How easy is to work with the Cyprus tax Authorities?

Another aspect of being resident in Cyprus which should be taken into consideration is the investor- friendly tax authorities which have established themselves as always being keen in helping and serving foreign investors. The tax authorities provide for an uncomplicated and clear system as well as immediate and straightforward information on all the necessary topics. Government tax services are not only amongst the most investors' friendly but also amongst the most efficient and professional tax services.

What is your annual accounting and auditing cost going to be?

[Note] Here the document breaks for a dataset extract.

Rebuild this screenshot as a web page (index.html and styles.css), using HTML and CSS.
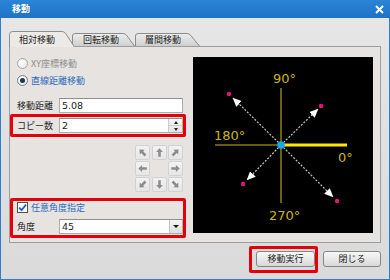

All companies resident in Cyprus are obliged by law to have an annual audit and they are also required to prepare a statutory audit of financial statements and submit it to the tax authorities. What is more, they have to prepare, submit, and maintain VAT records and returns. Auditing and accounting fees vary according to how many transactions the company has conducted each month or year. The auditing and accounting fees extent approximately from €1,200 to €3,000 per year for a fairly small company with a low level of activity. In Cyprus there are a number of exceptional auditing and accounting firms providing expert and specialized services.

Can all professions be exercised in Cyprus? In case of a special profession do you need a special clearance from the legal authorities?

The freedom of establishment and the freedom of free movement are two of the fundamental principles of the European Union. For this purpose Directives have been implemented, the Sectorals Directives and the three Directives of the General System, which cover all regulated professions. Under these Directives, the competent authority needs to examine whether a foreign professional corresponds to the Cypriot requirements and on the grounds of inadequate qualifications may refuse a national of a member state to pursue a specific profession. What is more, in relation to the recognition of academic qualifications the competent authority ( KY.S.A.T.S.) may grant recognition of equivalence once it is satisfied that the academic title is awarded by an accredited education establishment recognized in the country it operates.

Are there any supporting EU programs for new businesses that I could benefit from?

The European Union in cooperation with the Government of Cyprus, provide finance for a number of projects for a number of different sectors.

  • Business and Industry: provision of grants to SMEs in certain sectors.
  • Competition, Health, Fisheries, and Marine Affairs: provision of state aid for the implementation of HACCP for food and drinks.
  • Education: provision of training to companies with 1-4 employees.
  • Employment and Social Affairs: subsidization of companies for the creation of new working positions with more flexible working times.
  • Environment: technical support for farmers.
  • Regional policy: Agricultural areas development.
  • Rural Development: subsidization for goats and sheep, training of farmers.

Are there any supporting EU programs for employing personnel?

The EU supports the advance of education by providing grants to companies employing trainees and young people. In general, the EU is aiming at overcoming the economic crisis by offering its Member States a variety of programs which focus on enterprises and their growth. There are programs relating to Science and Technology, Regions and local development, Business, Energy and Natural Resources as well as Agriculture, Fisheries and Food. The EU is determined more than ever to help businesses across the European Union.

Migration of companies, by tradition a drastic measure, is increasingly becoming a rather attractive option. Companies, in the era of the economic crisis, are more prepared to try new structures through migration if this going to result in residency in an advantageous tax regime. Nonetheless, even if migration is now a reachable alternative, all the tax implications of such a course of action should be cautiously analysed for both short –term as well as long-term consequences.

The content of this article is intended to provide a general guide to the subject matter. Specialist advice should be sought about your specific circumstances.